A while ago I paid a visit to friends to congratulate them on the birth of a fifth child. They are wonderful people, and fine parents. Their children are exceptional. But an errant thought as I drove home has given me cause for concern.

I was reflecting on the name of this newest daughter: Erin. Then I tried to remember all of the children in order. As I pondered, I realized that the names had a definite pattern: Ashley, Bradley, Christopher, Dustin, and Erin.

They are alphabetizing their children, and that is frightening. There are no real problems yet, of course. The beginning of the alphabet is easy. But what will they do if they get to “Q,” especially if “Q” is a girl? I have just reviewed a volume entitled 20,001 Names For Baby. There are no names for girls that begin with “Q.” They would have to make one up. The possibilities are . . . disturbing: Quinana, Quinilina, Quinaloona, Quinine. And if #17 is a boy and they get to use the book, the prospects are not greatly improved: Quennell, Quigley, Quillan, Quimby, Quinn . . . And what about the letters “X” or “Z”?

Of course, the chances of getting through the first seventeen letters are fairly remote, but you have to think about things like this.

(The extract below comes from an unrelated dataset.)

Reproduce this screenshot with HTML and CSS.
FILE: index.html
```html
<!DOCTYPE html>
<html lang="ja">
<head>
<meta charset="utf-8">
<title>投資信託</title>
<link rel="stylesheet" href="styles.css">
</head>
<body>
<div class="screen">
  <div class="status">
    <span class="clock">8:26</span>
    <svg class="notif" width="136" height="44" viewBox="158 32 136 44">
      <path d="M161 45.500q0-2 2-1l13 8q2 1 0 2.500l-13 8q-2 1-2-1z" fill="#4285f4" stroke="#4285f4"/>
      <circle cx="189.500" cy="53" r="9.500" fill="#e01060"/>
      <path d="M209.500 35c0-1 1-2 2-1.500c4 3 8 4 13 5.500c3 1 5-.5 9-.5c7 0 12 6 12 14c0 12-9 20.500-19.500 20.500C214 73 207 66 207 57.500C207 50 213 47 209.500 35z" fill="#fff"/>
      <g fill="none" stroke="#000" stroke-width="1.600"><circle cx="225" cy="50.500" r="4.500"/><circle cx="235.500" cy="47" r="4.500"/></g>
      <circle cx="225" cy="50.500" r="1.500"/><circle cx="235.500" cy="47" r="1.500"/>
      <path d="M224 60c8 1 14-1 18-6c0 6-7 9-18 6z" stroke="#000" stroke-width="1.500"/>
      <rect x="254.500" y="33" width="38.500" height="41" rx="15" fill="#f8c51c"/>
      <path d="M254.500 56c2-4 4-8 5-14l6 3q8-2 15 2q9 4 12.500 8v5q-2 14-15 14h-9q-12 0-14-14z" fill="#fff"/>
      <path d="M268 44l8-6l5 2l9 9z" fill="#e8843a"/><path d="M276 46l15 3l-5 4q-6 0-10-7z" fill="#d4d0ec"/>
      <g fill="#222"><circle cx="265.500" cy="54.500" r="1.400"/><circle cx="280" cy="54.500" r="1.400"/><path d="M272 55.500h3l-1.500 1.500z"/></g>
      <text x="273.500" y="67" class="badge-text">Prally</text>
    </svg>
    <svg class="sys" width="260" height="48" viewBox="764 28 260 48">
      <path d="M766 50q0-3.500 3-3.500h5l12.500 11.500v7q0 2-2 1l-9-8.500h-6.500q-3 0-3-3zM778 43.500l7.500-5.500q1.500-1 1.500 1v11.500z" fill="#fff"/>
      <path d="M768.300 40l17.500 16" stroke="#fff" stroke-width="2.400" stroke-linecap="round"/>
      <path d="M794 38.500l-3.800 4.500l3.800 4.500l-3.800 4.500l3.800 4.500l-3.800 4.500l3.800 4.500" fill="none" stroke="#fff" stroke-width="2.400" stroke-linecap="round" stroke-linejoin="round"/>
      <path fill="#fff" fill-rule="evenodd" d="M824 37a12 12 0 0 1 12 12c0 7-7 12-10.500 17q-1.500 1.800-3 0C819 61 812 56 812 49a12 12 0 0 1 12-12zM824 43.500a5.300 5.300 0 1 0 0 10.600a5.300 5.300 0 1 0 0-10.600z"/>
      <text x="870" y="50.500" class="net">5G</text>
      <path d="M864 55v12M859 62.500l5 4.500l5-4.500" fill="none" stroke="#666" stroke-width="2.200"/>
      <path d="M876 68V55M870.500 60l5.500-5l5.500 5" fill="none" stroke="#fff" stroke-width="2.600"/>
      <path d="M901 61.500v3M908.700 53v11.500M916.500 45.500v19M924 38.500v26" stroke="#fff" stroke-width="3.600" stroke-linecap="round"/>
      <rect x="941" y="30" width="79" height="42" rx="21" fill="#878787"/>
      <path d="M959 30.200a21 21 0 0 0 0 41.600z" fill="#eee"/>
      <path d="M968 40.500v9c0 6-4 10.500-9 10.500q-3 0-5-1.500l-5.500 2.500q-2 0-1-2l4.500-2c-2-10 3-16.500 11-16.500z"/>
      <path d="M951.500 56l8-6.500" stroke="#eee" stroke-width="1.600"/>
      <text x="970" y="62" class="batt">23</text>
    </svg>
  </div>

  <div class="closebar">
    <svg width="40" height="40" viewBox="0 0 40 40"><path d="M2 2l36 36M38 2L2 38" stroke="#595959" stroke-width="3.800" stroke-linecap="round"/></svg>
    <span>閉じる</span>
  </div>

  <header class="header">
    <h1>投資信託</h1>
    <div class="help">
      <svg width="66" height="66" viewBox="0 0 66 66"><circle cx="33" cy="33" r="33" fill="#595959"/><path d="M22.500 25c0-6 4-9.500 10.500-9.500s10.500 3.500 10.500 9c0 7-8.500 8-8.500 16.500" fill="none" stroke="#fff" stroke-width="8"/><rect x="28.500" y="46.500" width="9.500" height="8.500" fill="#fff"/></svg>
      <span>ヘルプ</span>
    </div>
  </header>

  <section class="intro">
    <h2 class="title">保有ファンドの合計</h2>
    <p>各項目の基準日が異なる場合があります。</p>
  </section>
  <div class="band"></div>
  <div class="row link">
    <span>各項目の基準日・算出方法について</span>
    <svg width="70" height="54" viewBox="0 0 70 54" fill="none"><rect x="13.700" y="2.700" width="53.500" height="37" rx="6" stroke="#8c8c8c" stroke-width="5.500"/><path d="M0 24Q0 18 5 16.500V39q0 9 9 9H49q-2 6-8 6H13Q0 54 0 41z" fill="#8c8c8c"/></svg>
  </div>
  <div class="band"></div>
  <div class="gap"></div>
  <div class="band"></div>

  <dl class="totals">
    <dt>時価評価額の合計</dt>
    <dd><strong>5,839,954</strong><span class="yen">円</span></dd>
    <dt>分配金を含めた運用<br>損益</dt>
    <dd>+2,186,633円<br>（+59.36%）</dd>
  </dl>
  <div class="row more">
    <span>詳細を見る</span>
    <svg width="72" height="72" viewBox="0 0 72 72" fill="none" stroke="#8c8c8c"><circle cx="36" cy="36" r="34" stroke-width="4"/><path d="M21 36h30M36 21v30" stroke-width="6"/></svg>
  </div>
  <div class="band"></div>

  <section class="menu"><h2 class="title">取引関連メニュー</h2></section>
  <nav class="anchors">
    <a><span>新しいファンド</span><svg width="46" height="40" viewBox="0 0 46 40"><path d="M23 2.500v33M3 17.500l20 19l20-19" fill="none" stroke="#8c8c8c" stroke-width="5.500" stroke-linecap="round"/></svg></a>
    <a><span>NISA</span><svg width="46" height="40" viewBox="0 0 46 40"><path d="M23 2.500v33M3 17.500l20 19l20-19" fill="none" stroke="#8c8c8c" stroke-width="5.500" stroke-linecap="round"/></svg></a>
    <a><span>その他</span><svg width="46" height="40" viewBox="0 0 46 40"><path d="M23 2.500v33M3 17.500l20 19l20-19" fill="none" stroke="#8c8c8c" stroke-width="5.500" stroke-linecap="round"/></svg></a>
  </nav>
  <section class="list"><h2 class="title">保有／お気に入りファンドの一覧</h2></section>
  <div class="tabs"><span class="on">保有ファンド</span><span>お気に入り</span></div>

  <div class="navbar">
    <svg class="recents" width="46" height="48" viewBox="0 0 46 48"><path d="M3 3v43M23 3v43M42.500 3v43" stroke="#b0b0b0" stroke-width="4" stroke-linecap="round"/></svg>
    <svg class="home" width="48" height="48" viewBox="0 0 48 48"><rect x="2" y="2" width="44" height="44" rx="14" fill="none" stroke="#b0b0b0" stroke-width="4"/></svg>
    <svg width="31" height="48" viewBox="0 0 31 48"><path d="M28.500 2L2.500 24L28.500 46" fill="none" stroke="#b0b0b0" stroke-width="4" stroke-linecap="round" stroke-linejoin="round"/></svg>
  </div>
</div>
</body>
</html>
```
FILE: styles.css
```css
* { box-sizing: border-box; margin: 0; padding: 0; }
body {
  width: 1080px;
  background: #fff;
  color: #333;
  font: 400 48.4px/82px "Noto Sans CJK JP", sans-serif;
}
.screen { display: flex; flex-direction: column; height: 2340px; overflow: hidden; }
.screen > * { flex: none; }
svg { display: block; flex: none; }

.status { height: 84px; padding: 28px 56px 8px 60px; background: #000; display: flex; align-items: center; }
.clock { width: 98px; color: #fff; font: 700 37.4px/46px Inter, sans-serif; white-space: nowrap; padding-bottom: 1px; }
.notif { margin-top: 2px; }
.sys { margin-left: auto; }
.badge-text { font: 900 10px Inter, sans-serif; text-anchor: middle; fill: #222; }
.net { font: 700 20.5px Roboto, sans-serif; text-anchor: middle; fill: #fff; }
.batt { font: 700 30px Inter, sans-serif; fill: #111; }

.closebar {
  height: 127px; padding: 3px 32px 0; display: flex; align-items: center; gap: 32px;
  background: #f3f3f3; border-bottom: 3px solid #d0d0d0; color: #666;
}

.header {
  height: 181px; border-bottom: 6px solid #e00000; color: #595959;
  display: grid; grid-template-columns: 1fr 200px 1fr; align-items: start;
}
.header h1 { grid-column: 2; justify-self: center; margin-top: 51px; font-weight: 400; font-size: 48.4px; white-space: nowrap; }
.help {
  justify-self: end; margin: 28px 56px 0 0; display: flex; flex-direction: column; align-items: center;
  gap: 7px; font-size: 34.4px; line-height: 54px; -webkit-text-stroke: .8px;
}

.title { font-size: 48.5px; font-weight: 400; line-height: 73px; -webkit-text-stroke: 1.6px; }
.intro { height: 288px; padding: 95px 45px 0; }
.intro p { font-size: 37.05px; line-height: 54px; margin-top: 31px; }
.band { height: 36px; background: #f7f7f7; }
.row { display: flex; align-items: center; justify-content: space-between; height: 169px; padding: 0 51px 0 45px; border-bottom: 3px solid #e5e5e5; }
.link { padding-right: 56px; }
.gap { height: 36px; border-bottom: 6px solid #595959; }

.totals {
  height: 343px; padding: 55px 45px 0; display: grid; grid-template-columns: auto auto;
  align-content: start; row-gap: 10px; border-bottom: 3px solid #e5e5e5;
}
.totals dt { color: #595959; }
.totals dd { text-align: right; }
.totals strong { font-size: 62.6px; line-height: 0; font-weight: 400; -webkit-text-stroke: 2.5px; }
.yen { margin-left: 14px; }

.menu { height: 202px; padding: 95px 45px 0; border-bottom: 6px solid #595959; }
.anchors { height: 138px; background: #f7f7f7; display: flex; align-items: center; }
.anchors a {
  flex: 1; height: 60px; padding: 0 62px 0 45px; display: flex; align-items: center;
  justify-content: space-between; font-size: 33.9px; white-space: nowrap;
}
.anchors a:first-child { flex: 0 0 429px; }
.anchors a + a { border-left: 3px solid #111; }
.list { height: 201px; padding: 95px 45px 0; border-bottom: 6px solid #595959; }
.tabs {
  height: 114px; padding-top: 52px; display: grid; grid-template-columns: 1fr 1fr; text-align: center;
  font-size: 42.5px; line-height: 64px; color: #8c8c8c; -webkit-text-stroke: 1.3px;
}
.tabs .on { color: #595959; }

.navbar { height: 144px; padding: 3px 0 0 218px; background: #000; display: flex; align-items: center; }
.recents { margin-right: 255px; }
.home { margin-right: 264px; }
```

If they started the alphabet, they must have done so with the intention of finishing.

In May of 1989 the local newspaper carried the story of a woman in Chile who had given birth to fifty-three kids. Just the thought of it is enough to send multitudes to the nearest monastery. This Chilean mother could have gone through the entire alphabet twice and had one child left over. The story indicated, however, that she gave several of her children not only names beginning with the same letters, she gave them the same names!

Solomon must have done something like that. He had seven hundred wives and three hundred concubines. How would you like to name the kids from that family! I think Solomon must have appointed a full-time court functionary just to come up with new names for new kids. And 20,001 Names For Baby was not available in Hebrew.

But sooner or later this person in charge of names, like the lady in Chile, would also run out of creativity and, in a family that size, start repeating. That could cause some problems when you wanted a particular son or daughter. If you called “Dave!” and twelve kids showed up, what would you do?

On the other hand, if all the children had the same name, it would simplify some stuff. When I get exasperated and want the attention of one of my children quickly, I get the name wrong about eighty per cent of the time: “Adam! I mean Josh! I mean Robert! . . .er . . . umm . . . Steve . . . well, whoever you are! And don’t think you can keep it a secret. I know where the birth certificates are and I’ll figure out who you are!” If I had named my seven boys Aaron and my three girls Erin, I could have avoided some major family dilemmas. I’d hear a crash upstairs and I would know who was responsible. “Aaron” (or “Erin.” The ears can’t tell the difference), I’d yell. “Cut that out!” And I’d never be wrong.

My next door neighbor lived in a small house and had two daughters: Amber and Brooke. Then his wife discovered she was expecting a third child. Imagine the conversations while they turned pages in 20,001 Names For Baby: Carl, Carol, Chelsea, Clayborne, Christine, Clem, Clementine . . .

I felt obligated to share my concerns: “Do you really intend to do the whole alphabet? Are you going to try for twenty-six kids in twelve hundred square feet?”

Well, they have their third now–a darling little boy. And I guess they have made a decision. They named him Zachary.